### PROBLEM STATEMENT
Determine the count of lines holding the string "React". Return only the number.
## START
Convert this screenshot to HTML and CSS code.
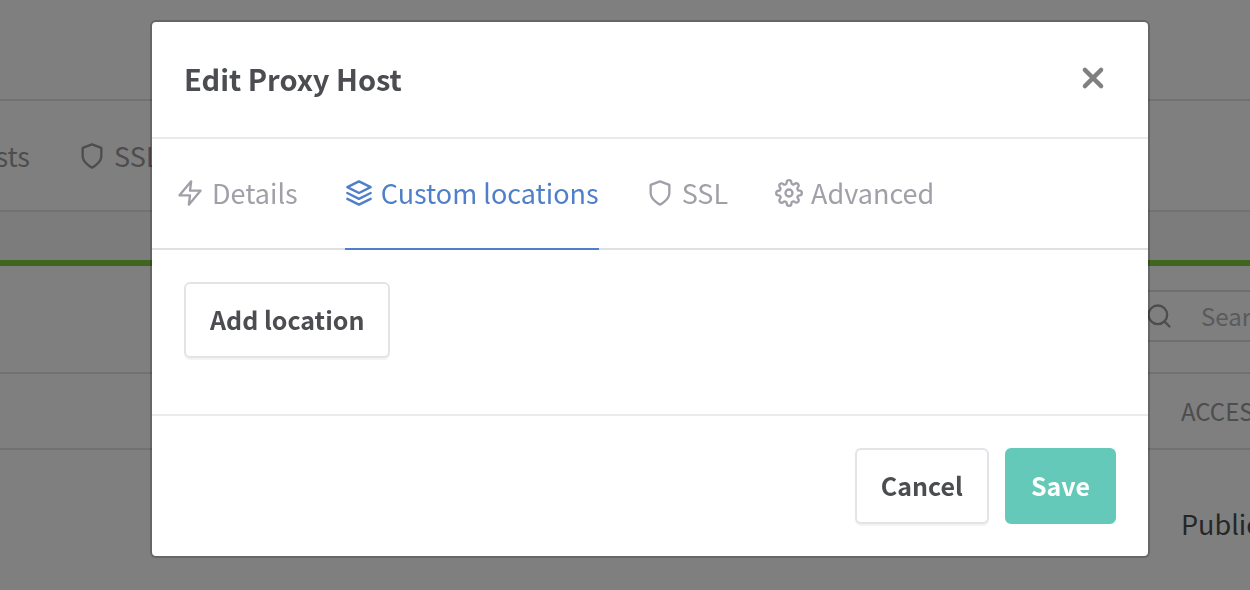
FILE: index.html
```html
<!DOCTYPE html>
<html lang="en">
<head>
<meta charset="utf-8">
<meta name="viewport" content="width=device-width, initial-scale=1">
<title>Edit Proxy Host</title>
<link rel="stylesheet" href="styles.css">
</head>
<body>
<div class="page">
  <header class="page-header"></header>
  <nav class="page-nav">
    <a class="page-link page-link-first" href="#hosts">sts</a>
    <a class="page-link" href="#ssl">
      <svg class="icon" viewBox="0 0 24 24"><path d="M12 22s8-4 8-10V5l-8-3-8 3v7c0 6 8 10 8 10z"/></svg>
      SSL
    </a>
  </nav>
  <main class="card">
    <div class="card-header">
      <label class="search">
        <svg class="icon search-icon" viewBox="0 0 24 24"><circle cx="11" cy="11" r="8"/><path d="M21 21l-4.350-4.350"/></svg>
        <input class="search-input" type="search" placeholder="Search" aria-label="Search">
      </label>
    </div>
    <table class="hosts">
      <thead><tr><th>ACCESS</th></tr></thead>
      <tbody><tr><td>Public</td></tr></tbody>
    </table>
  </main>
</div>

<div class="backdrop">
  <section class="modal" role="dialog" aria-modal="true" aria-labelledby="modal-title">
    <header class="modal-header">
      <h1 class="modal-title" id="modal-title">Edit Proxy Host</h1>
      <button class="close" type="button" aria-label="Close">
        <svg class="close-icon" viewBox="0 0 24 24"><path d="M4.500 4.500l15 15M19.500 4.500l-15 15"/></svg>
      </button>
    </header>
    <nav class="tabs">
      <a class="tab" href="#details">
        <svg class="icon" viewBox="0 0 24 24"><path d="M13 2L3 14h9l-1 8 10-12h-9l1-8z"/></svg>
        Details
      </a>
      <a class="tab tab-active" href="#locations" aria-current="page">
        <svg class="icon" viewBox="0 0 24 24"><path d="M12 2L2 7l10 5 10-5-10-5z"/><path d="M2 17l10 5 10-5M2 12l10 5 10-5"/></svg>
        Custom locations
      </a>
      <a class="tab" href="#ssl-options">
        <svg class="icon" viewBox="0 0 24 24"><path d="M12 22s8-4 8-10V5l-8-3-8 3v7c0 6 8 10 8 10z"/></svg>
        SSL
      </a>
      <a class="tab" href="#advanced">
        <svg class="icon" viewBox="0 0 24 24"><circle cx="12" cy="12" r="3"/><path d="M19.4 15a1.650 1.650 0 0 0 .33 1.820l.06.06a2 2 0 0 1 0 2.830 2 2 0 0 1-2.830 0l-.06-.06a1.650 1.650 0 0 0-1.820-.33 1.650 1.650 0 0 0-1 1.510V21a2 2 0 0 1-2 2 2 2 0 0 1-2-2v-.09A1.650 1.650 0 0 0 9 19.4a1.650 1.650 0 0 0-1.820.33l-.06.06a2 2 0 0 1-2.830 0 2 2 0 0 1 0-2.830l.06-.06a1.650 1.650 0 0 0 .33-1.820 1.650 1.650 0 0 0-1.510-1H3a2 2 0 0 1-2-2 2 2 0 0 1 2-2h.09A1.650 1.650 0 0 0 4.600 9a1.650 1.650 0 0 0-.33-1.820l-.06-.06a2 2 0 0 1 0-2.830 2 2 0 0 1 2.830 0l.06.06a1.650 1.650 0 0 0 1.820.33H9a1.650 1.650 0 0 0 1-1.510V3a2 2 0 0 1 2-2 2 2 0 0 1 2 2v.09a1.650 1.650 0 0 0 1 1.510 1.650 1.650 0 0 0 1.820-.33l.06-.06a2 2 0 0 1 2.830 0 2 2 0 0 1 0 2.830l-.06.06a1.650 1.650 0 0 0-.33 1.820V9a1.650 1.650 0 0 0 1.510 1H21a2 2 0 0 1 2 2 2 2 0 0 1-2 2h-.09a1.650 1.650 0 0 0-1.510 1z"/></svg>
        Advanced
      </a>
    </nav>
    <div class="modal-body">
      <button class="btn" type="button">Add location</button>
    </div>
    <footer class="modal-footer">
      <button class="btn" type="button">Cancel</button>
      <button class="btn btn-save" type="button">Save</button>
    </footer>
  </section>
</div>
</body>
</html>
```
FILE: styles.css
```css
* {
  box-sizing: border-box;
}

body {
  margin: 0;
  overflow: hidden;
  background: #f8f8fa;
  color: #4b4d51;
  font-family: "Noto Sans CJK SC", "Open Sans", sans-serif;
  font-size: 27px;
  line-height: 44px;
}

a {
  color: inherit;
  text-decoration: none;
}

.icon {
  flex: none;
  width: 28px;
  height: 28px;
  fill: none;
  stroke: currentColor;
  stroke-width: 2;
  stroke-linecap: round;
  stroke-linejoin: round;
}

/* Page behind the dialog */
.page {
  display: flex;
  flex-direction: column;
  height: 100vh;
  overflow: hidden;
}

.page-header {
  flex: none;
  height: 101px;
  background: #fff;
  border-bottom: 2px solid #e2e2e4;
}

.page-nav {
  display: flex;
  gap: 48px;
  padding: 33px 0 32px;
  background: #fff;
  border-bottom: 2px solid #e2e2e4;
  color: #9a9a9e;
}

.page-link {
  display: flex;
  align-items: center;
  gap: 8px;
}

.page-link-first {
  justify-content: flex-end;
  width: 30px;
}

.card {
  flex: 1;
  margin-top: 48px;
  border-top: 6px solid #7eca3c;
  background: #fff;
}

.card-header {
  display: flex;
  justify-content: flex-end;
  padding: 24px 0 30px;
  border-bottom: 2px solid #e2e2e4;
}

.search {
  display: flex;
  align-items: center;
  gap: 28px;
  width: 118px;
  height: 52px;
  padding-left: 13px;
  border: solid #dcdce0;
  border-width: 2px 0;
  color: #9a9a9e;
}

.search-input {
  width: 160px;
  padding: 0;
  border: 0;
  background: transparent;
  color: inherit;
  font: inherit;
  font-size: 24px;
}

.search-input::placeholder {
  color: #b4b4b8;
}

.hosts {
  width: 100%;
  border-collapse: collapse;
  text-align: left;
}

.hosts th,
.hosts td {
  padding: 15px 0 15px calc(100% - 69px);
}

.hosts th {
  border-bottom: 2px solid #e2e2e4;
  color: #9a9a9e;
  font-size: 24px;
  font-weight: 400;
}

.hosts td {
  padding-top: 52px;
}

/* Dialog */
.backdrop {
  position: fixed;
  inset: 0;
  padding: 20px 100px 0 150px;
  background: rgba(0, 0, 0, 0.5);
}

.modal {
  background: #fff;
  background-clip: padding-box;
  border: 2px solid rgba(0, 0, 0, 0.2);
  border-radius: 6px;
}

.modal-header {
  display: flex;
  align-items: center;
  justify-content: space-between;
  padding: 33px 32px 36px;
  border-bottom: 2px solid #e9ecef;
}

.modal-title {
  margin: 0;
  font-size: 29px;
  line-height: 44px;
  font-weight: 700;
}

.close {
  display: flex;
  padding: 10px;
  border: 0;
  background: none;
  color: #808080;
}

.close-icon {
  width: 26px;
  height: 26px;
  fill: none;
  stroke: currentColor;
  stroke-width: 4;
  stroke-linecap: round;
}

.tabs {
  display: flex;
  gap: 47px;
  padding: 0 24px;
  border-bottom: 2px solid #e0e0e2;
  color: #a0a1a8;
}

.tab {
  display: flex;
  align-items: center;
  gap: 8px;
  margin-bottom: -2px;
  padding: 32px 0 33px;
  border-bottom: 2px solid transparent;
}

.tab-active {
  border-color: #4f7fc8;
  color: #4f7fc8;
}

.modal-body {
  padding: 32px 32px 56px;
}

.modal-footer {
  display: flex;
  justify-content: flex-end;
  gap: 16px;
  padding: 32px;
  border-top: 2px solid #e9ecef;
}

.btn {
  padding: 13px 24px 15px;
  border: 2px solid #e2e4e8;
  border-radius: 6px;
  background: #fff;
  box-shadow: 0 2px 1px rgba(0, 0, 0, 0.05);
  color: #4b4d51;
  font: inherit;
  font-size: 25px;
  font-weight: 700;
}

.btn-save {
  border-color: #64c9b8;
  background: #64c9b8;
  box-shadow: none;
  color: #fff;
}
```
## END
## START
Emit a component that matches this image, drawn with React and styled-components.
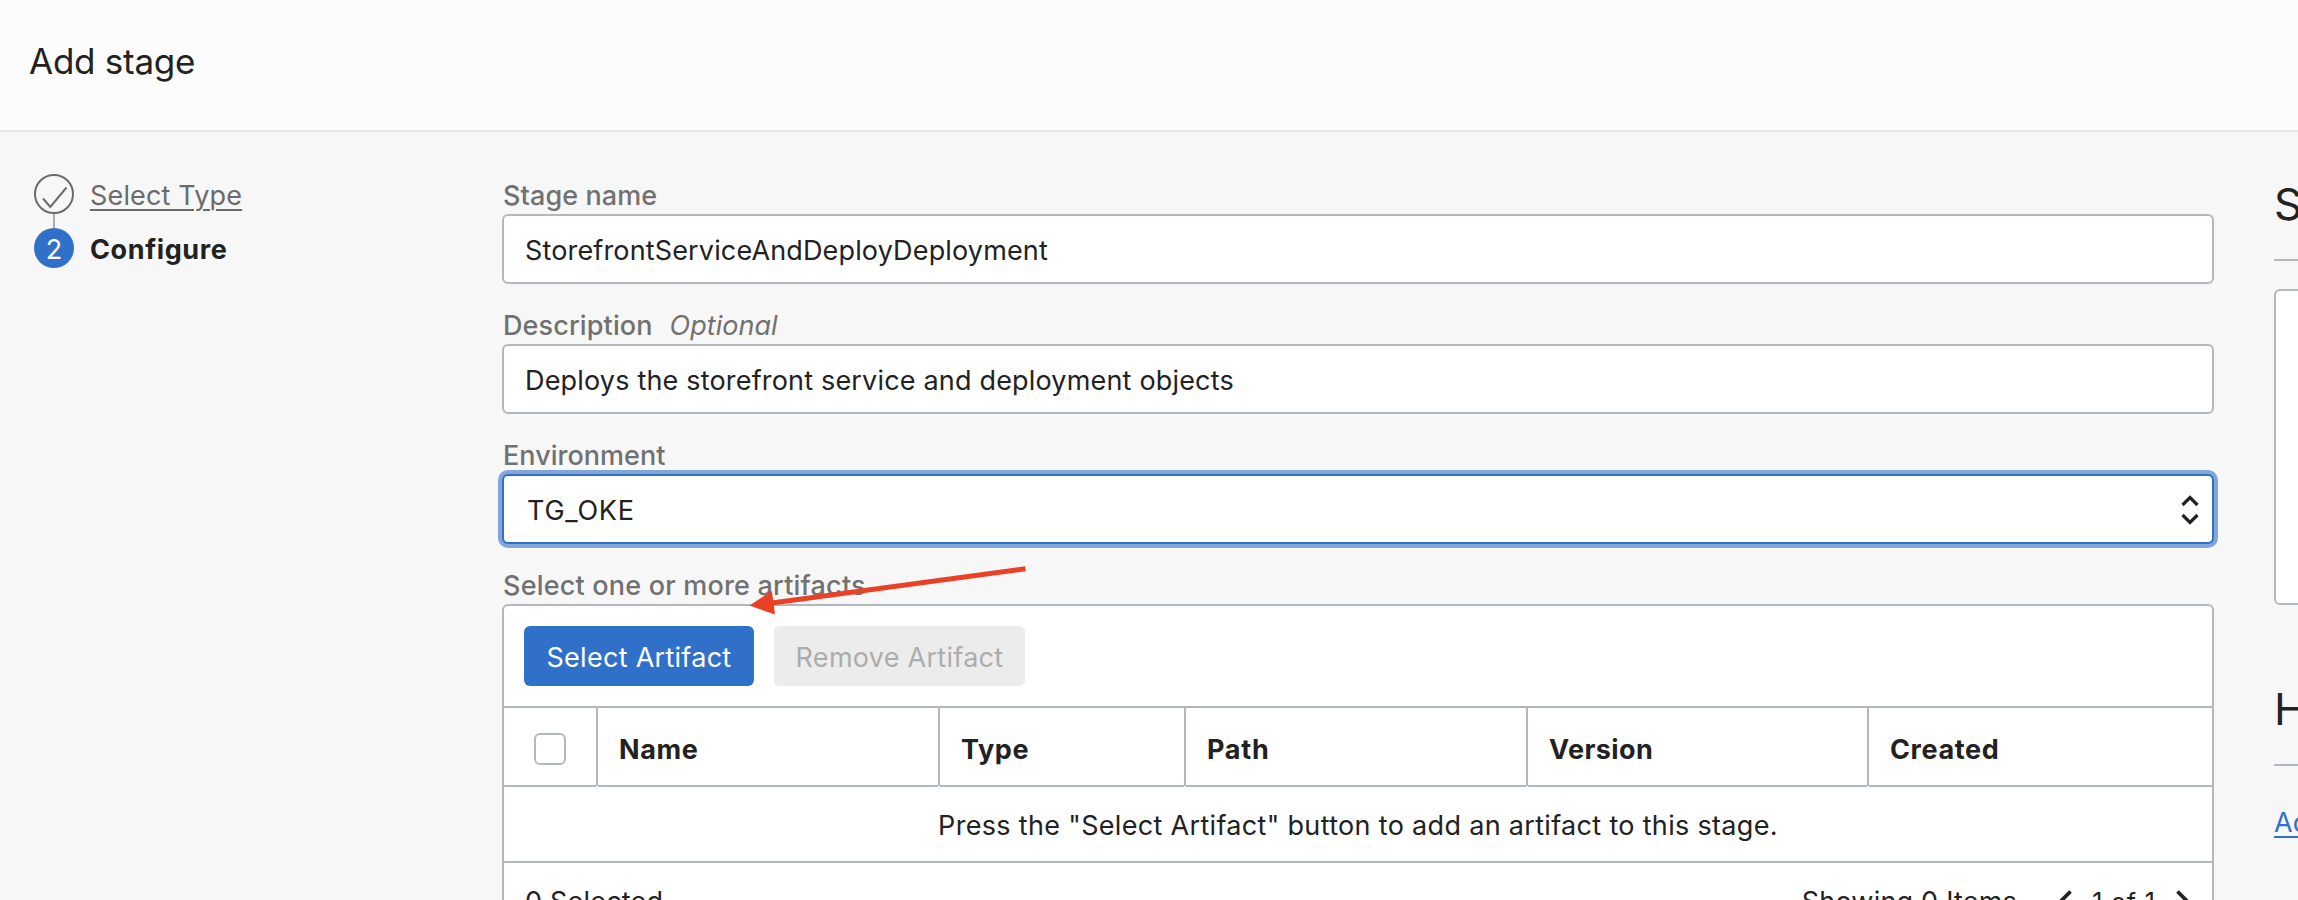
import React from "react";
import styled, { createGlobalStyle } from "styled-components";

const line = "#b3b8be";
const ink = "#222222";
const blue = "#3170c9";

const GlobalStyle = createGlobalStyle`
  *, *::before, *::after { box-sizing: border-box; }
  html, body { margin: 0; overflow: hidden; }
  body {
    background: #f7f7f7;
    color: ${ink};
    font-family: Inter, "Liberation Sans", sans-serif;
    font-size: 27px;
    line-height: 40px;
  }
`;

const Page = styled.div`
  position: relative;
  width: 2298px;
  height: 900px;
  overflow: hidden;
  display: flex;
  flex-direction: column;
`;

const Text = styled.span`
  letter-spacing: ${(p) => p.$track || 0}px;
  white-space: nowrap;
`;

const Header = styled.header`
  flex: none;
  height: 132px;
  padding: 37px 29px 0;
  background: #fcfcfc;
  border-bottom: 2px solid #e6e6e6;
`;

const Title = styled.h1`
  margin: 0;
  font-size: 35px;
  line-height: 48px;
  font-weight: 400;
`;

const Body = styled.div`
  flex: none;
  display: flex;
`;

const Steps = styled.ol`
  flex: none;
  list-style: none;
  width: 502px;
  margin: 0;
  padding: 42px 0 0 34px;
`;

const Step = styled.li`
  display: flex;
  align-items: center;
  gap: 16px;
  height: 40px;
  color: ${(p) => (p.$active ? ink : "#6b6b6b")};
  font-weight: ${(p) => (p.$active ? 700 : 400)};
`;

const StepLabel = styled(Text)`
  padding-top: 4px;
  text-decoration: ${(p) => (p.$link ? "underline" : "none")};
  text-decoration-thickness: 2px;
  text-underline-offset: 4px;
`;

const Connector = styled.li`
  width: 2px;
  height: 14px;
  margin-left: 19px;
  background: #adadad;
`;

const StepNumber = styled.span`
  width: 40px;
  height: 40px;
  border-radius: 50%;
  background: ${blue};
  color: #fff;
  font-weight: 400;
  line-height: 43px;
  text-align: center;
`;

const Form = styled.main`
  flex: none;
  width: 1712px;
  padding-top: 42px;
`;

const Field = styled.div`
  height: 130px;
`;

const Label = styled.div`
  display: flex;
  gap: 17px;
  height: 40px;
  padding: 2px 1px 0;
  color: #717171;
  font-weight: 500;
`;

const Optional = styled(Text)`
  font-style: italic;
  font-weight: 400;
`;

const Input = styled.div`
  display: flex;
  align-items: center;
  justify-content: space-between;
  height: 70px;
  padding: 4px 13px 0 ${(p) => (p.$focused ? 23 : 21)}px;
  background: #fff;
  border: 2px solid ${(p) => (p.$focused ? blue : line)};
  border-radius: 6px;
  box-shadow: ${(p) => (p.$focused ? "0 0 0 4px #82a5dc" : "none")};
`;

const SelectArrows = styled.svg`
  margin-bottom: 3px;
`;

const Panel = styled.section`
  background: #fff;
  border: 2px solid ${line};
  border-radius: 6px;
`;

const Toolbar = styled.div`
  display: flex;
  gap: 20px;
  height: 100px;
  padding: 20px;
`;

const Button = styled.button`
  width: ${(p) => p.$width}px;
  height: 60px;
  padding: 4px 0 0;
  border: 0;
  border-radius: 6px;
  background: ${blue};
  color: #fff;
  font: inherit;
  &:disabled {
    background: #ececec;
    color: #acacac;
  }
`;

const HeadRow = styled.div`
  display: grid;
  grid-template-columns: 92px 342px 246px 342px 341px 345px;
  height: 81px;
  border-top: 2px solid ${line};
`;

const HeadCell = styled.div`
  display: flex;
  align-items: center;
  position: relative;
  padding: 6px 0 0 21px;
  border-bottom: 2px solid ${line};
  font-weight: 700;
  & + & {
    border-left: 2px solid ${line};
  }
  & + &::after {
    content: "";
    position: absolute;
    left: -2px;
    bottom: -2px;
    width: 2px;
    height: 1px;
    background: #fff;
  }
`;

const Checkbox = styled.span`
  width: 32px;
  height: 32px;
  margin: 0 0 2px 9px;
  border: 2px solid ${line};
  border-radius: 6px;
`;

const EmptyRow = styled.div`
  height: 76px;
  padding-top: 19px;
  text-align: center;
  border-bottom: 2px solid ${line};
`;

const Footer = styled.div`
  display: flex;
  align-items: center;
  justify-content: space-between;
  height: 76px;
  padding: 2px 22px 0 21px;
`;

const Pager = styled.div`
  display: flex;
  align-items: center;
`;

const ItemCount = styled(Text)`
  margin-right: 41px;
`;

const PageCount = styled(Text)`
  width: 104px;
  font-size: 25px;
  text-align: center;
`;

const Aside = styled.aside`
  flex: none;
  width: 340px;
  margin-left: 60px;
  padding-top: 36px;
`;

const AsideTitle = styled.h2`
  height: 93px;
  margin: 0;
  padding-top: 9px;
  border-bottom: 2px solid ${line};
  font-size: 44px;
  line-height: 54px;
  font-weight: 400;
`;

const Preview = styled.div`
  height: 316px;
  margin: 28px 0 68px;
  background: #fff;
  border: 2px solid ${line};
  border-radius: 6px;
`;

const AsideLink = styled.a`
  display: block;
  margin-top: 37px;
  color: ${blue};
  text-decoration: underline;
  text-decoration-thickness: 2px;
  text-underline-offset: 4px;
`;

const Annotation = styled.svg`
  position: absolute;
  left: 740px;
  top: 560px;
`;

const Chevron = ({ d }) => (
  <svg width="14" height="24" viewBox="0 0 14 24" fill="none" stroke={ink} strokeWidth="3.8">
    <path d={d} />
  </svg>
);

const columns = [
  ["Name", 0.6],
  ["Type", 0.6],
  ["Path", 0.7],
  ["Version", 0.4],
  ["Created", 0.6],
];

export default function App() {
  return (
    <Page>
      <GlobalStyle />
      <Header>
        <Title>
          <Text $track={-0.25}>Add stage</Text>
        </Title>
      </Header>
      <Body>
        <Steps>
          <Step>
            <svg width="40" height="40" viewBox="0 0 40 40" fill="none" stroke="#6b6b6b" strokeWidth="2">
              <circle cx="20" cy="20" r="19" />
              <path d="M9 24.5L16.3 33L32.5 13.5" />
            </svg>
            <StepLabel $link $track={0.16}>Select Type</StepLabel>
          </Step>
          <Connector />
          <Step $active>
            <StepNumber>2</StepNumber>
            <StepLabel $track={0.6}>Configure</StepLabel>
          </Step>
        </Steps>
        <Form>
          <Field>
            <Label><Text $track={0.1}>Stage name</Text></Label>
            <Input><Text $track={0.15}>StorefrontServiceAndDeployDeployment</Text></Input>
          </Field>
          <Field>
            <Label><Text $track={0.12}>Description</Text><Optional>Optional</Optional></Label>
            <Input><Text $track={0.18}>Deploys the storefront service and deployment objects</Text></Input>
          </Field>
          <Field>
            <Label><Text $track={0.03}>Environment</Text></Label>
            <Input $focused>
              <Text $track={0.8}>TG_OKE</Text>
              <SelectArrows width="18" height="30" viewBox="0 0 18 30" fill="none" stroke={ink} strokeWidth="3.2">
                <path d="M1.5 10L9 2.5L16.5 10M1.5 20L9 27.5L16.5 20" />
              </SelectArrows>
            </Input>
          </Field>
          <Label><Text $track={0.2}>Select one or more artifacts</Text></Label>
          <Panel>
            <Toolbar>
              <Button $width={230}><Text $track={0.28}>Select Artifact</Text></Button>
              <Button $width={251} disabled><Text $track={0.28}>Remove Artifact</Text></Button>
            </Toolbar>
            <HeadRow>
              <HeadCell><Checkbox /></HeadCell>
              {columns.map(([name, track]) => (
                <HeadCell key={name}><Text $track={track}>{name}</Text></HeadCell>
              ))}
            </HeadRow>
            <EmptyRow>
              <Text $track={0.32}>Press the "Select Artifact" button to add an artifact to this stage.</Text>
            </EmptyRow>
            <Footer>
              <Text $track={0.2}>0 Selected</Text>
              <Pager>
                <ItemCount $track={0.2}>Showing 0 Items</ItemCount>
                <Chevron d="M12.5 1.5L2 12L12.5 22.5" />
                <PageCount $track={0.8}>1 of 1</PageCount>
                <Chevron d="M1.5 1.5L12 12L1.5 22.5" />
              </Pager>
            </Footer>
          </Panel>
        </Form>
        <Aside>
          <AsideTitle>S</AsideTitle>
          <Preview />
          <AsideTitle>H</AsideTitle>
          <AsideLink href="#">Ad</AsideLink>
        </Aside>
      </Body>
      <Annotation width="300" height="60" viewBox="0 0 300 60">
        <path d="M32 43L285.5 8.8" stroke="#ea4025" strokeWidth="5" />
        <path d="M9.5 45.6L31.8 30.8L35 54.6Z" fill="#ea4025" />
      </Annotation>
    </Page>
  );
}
## END
### SOLUTION TO THIS EXERCISE
2